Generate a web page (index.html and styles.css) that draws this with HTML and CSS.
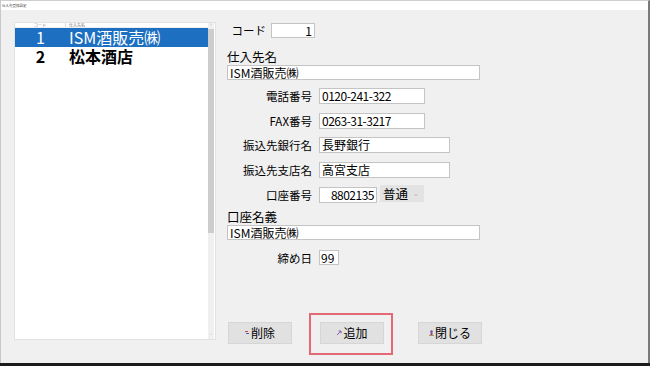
FILE: index.html
```html
<!DOCTYPE html>
<html lang="ja">
<head>
    <meta charset="UTF-8">
    <title>仕入先登録設定</title>
    <link rel="stylesheet" href="styles.css">
</head>
<body>
    <div class="window">
        <div class="titlebar">仕入先登録設定</div>
        <div class="main">
            <div class="list">
                <div class="list-body">
                    <div class="list-head">
                        <span class="col-code">コード</span>
                        <span class="col-name">仕入先名</span>
                    </div>
                    <div class="list-row selected">
                        <span class="col-code">1</span>
                        <span class="col-name">ISM酒販売㈱</span>
                    </div>
                    <div class="list-row">
                        <span class="col-code">2</span>
                        <span class="col-name">松本酒店</span>
                    </div>
                </div>
                <div class="scrollbar">
                    <span class="arrow">&#708;</span>
                    <div class="thumb"></div>
                    <div class="track"></div>
                    <span class="arrow">&#709;</span>
                </div>
            </div>

            <div class="form">
                <div class="code-row">
                    <label class="code-label">コード</label>
                    <div class="field w-code right">1</div>
                </div>

                <div class="caption cap-name">仕入先名</div>
                <div class="field w-full">ISM酒販売㈱</div>

                <div class="grid grid-bank">
                    <label>電話番号</label>
                    <div class="field w-tel num">0120-241-322</div>
                    <label>FAX番号</label>
                    <div class="field w-tel num">0263-31-3217</div>
                    <label>振込先銀行名</label>
                    <div class="field w-bank">長野銀行</div>
                    <label>振込先支店名</label>
                    <div class="field w-bank">高宮支店</div>
                    <label>口座番号</label>
                    <div class="pair">
                        <div class="field w-acct right num">8802135</div>
                        <div class="select">普通<span class="caret">&#8964;</span></div>
                    </div>
                </div>

                <div class="caption cap-holder">口座名義</div>
                <div class="field w-full">ISM酒販売㈱</div>

                <div class="grid grid-close">
                    <label>締め日</label>
                    <div class="field w-day">99</div>
                </div>

                <div class="buttons">
                    <button class="btn">
                        <svg class="ico" width="5" height="5" viewBox="0 0 5 5"><rect x="0" y="1" width="3" height="1" fill="#d04040"/><rect x="1" y="3" width="3" height="1" fill="#4060c0"/></svg>削除
                    </button>
                    <div class="highlight">
                        <button class="btn">
                            <svg class="ico" width="6" height="6" viewBox="0 0 6 6"><path d="M1 5 L5 1 M2.5 1 H5 V3.5" stroke="#8a5aa8" stroke-width="1" fill="none"/></svg>追加
                        </button>
                    </div>
                    <button class="btn">
                        <svg class="ico" width="5" height="6" viewBox="0 0 5 6"><circle cx="2.5" cy="1.5" r="1.2" fill="#7a4a9a"/><rect x="1.5" y="2.5" width="2" height="2.5" fill="#7a4a9a"/><rect x="0" y="5" width="5" height="1" fill="#c08a50"/></svg>閉じる
                    </button>
                </div>
            </div>
        </div>
    </div>
</body>
</html>
```

FILE: styles.css
```css
* {
    margin: 0;
    padding: 0;
    box-sizing: border-box;
}

html, body {
    background: #1c1c1c;
    height: 366px;
    overflow: hidden;
}

body {
    font-family: "Noto Sans CJK JP", "Noto Sans", sans-serif;
    font-size: 12px;
    color: #000;
}

.window {
    width: 650px;
    height: 363px;
    background: #f0f0f0;
    border-top: 1px solid #cfcfcf;
    border-left: 1px solid #c8c8c8;
    border-right: 2px solid #7a7a7a;
    display: flex;
    flex-direction: column;
}

.titlebar {
    height: 9px;
    background: #fff;
    font-size: 3.5px;
    line-height: 9px;
    padding-left: 1px;
    color: #444;
}

.main {
    flex: 1;
    display: flex;
    padding: 12px 0 0 13px;
}

/* list */

.list {
    width: 202px;
    height: 318px;
    background: #fff;
    border: 1px solid #e2e2e2;
    display: flex;
}

.list-body {
    flex: 1;
}

.list-head {
    display: flex;
    height: 5px;
    font-size: 4px;
    line-height: 4px;
    color: #777;
    border-bottom: 1px solid #eee;
    overflow: hidden;
}

.list-head span {
    height: 4px;
    overflow: hidden;
}

.list-head .col-code {
    border-right: 1px solid #ddd;
}

.col-code {
    width: 51px;
    text-align: center;
    flex: none;
}

.col-name {
    padding-left: 3px;
}

.list-row {
    display: flex;
    height: 19px;
    font-size: 16px;
    line-height: 19px;
    font-weight: bold;
}

.list-row.selected {
    background: #1c6fc1;
    color: #fff;
    font-weight: normal;
}

.scrollbar {
    width: 6px;
    display: flex;
    flex-direction: column;
    background: #f0f0f0;
    margin-right: 1px;
}

.scrollbar .arrow {
    height: 6px;
    font-size: 5px;
    line-height: 6px;
    text-align: center;
    color: #888;
}

.thumb {
    height: 204px;
    background: #cdcdcd;
}

.track {
    flex: 1;
}

/* form */

.form {
    margin-left: 11px;
    width: 260px;
}

.field {
    height: 15px;
    background: #fff;
    border: 1px solid #c4c4c4;
    font-size: 12px;
    line-height: 13px;
    padding: 0 2px;
    white-space: nowrap;
}

.field.right {
    text-align: right;
}

.field.num {
    letter-spacing: -0.5px;
}

.code-row {
    display: flex;
    align-items: center;
}

.code-label {
    width: 44px;
    text-align: right;
    padding-right: 5px;
    font-size: 11.5px;
}

.w-code { width: 44px; }
.w-full { width: 253px; }
.w-tel { width: 106px; }
.w-bank { width: 131px; }
.w-acct { width: 58px; }
.w-day { width: 20px; }

.caption {
    line-height: 15px;
    font-size: 12.5px;
}

.cap-name {
    margin: 11px 0 1px;
}

.cap-holder {
    margin: 6px 0 1px;
}

.grid {
    display: grid;
    grid-template-columns: 92px auto;
    row-gap: 8.7px;
    align-items: center;
}

.grid label {
    text-align: right;
    padding-right: 7px;
    line-height: 16px;
    font-size: 11.5px;
}

.grid .field {
    height: 16px;
    line-height: 14px;
}

.grid-bank {
    margin-top: 8px;
}

.grid-close {
    margin-top: 10px;
}

.grid-close .field {
    height: 15px;
    line-height: 13px;
    padding: 0 1px;
}

.pair {
    display: flex;
    align-items: center;
    gap: 3px;
}

.select {
    width: 44px;
    height: 17px;
    background: #e3e3e3;
    border: 1px solid #e3e3e3;
    font-size: 12.5px;
    line-height: 15px;
    padding-left: 2px;
    display: flex;
    justify-content: space-between;
    margin-top: -2px;
}

.caret {
    font-size: 7px;
    color: #aaa;
    padding-right: 4px;
}

/* buttons */

.buttons {
    display: flex;
    align-items: flex-start;
    margin-top: 47px;
    padding-left: 1px;
}

.btn {
    width: 64px;
    height: 22px;
    background: #e1e1e1;
    border: 1px solid #d6d6d6;
    font-family: inherit;
    font-size: 12px;
    color: #000;
    display: flex;
    align-items: center;
    justify-content: center;
    gap: 1px;
}

.buttons > .btn {
    margin-top: 9px;
}

.ico {
    flex: none;
}

.highlight {
    margin-left: 17px;
    margin-right: 25px;
    border: 2px solid #e36a74;
    padding: 7px 7px 9px 9px;
}
```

» TASK
Leave out the pictures and give the listing above again exactly.

» SOLVED EXERCISE
Generate a web page (index.html and styles.css) that draws this with HTML and CSS.
FILE: index.html
```html
<!DOCTYPE html>
<html lang="ja">
<head>
    <meta charset="UTF-8">
    <title>仕入先登録設定</title>
    <link rel="stylesheet" href="styles.css">
</head>
<body>
    <div class="window">
        <div class="titlebar">仕入先登録設定</div>
        <div class="main">
            <div class="list">
                <div class="list-body">
                    <div class="list-head">
                        <span class="col-code">コード</span>
                        <span class="col-name">仕入先名</span>
                    </div>
                    <div class="list-row selected">
                        <span class="col-code">1</span>
                        <span class="col-name">ISM酒販売㈱</span>
                    </div>
                    <div class="list-row">
                        <span class="col-code">2</span>
                        <span class="col-name">松本酒店</span>
                    </div>
                </div>
                <div class="scrollbar">
                    <span class="arrow">&#708;</span>
                    <div class="thumb"></div>
                    <div class="track"></div>
                    <span class="arrow">&#709;</span>
                </div>
            </div>

            <div class="form">
                <div class="code-row">
                    <label class="code-label">コード</label>
                    <div class="field w-code right">1</div>
                </div>

                <div class="caption cap-name">仕入先名</div>
                <div class="field w-full">ISM酒販売㈱</div>

                <div class="grid grid-bank">
                    <label>電話番号</label>
                    <div class="field w-tel num">0120-241-322</div>
                    <label>FAX番号</label>
                    <div class="field w-tel num">0263-31-3217</div>
                    <label>振込先銀行名</label>
                    <div class="field w-bank">長野銀行</div>
                    <label>振込先支店名</label>
                    <div class="field w-bank">高宮支店</div>
                    <label>口座番号</label>
                    <div class="pair">
                        <div class="field w-acct right num">8802135</div>
                        <div class="select">普通<span class="caret">&#8964;</span></div>
                    </div>
                </div>

                <div class="caption cap-holder">口座名義</div>
                <div class="field w-full">ISM酒販売㈱</div>

                <div class="grid grid-close">
                    <label>締め日</label>
                    <div class="field w-day">99</div>
                </div>

                <div class="buttons">
                    <button class="btn">
                        <svg class="ico" width="5" height="5" viewBox="0 0 5 5"><rect x="0" y="1" width="3" height="1" fill="#d04040"/><rect x="1" y="3" width="3" height="1" fill="#4060c0"/></svg>削除
                    </button>
                    <div class="highlight">
                        <button class="btn">
                            <svg class="ico" width="6" height="6" viewBox="0 0 6 6"><path d="M1 5 L5 1 M2.5 1 H5 V3.5" stroke="#8a5aa8" stroke-width="1" fill="none"/></svg>追加
                        </button>
                    </div>
                    <button class="btn">
                        <svg class="ico" width="5" height="6" viewBox="0 0 5 6"><circle cx="2.5" cy="1.5" r="1.2" fill="#7a4a9a"/><rect x="1.5" y="2.5" width="2" height="2.5" fill="#7a4a9a"/><rect x="0" y="5" width="5" height="1" fill="#c08a50"/></svg>閉じる
                    </button>
                </div>
            </div>
        </div>
    </div>
</body>
</html>
```

FILE: styles.css
```css
* {
    margin: 0;
    padding: 0;
    box-sizing: border-box;
}

html, body {
    background: #1c1c1c;
    height: 366px;
    overflow: hidden;
}

body {
    font-family: "Noto Sans CJK JP", "Noto Sans", sans-serif;
    font-size: 12px;
    color: #000;
}

.window {
    width: 650px;
    height: 363px;
    background: #f0f0f0;
    border-top: 1px solid #cfcfcf;
    border-left: 1px solid #c8c8c8;
    border-right: 2px solid #7a7a7a;
    display: flex;
    flex-direction: column;
}

.titlebar {
    height: 9px;
    background: #fff;
    font-size: 3.5px;
    line-height: 9px;
    padding-left: 1px;
    color: #444;
}

.main {
    flex: 1;
    display: flex;
    padding: 12px 0 0 13px;
}

/* list */

.list {
    width: 202px;
    height: 318px;
    background: #fff;
    border: 1px solid #e2e2e2;
    display: flex;
}

.list-body {
    flex: 1;
}

.list-head {
    display: flex;
    height: 5px;
    font-size: 4px;
    line-height: 4px;
    color: #777;
    border-bottom: 1px solid #eee;
    overflow: hidden;
}

.list-head span {
    height: 4px;
    overflow: hidden;
}

.list-head .col-code {
    border-right: 1px solid #ddd;
}

.col-code {
    width: 51px;
    text-align: center;
    flex: none;
}

.col-name {
    padding-left: 3px;
}

.list-row {
    display: flex;
    height: 19px;
    font-size: 16px;
    line-height: 19px;
    font-weight: bold;
}

.list-row.selected {
    background: #1c6fc1;
    color: #fff;
    font-weight: normal;
}

.scrollbar {
    width: 6px;
    display: flex;
    flex-direction: column;
    background: #f0f0f0;
    margin-right: 1px;
}

.scrollbar .arrow {
    height: 6px;
    font-size: 5px;
    line-height: 6px;
    text-align: center;
    color: #888;
}

.thumb {
    height: 204px;
    background: #cdcdcd;
}

.track {
    flex: 1;
}

/* form */

.form {
    margin-left: 11px;
    width: 260px;
}

.field {
    height: 15px;
    background: #fff;
    border: 1px solid #c4c4c4;
    font-size: 12px;
    line-height: 13px;
    padding: 0 2px;
    white-space: nowrap;
}

.field.right {
    text-align: right;
}

.field.num {
    letter-spacing: -0.5px;
}

.code-row {
    display: flex;
    align-items: center;
}

.code-label {
    width: 44px;
    text-align: right;
    padding-right: 5px;
    font-size: 11.5px;
}

.w-code { width: 44px; }
.w-full { width: 253px; }
.w-tel { width: 106px; }
.w-bank { width: 131px; }
.w-acct { width: 58px; }
.w-day { width: 20px; }

.caption {
    line-height: 15px;
    font-size: 12.5px;
}

.cap-name {
    margin: 11px 0 1px;
}

.cap-holder {
    margin: 6px 0 1px;
}

.grid {
    display: grid;
    grid-template-columns: 92px auto;
    row-gap: 8.7px;
    align-items: center;
}

.grid label {
    text-align: right;
    padding-right: 7px;
    line-height: 16px;
    font-size: 11.5px;
}

.grid .field {
    height: 16px;
    line-height: 14px;
}

.grid-bank {
    margin-top: 8px;
}

.grid-close {
    margin-top: 10px;
}

.grid-close .field {
    height: 15px;
    line-height: 13px;
    padding: 0 1px;
}

.pair {
    display: flex;
    align-items: center;
    gap: 3px;
}

.select {
    width: 44px;
    height: 17px;
    background: #e3e3e3;
    border: 1px solid #e3e3e3;
    font-size: 12.5px;
    line-height: 15px;
    padding-left: 2px;
    display: flex;
    justify-content: space-between;
    margin-top: -2px;
}

.caret {
    font-size: 7px;
    color: #aaa;
    padding-right: 4px;
}

/* buttons */

.buttons {
    display: flex;
    align-items: flex-start;
    margin-top: 47px;
    padding-left: 1px;
}

.btn {
    width: 64px;
    height: 22px;
    background: #e1e1e1;
    border: 1px solid #d6d6d6;
    font-family: inherit;
    font-size: 12px;
    color: #000;
    display: flex;
    align-items: center;
    justify-content: center;
    gap: 1px;
}

.buttons > .btn {
    margin-top: 9px;
}

.ico {
    flex: none;
}

.highlight {
    margin-left: 17px;
    margin-right: 25px;
    border: 2px solid #e36a74;
    padding: 7px 7px 9px 9px;
}
```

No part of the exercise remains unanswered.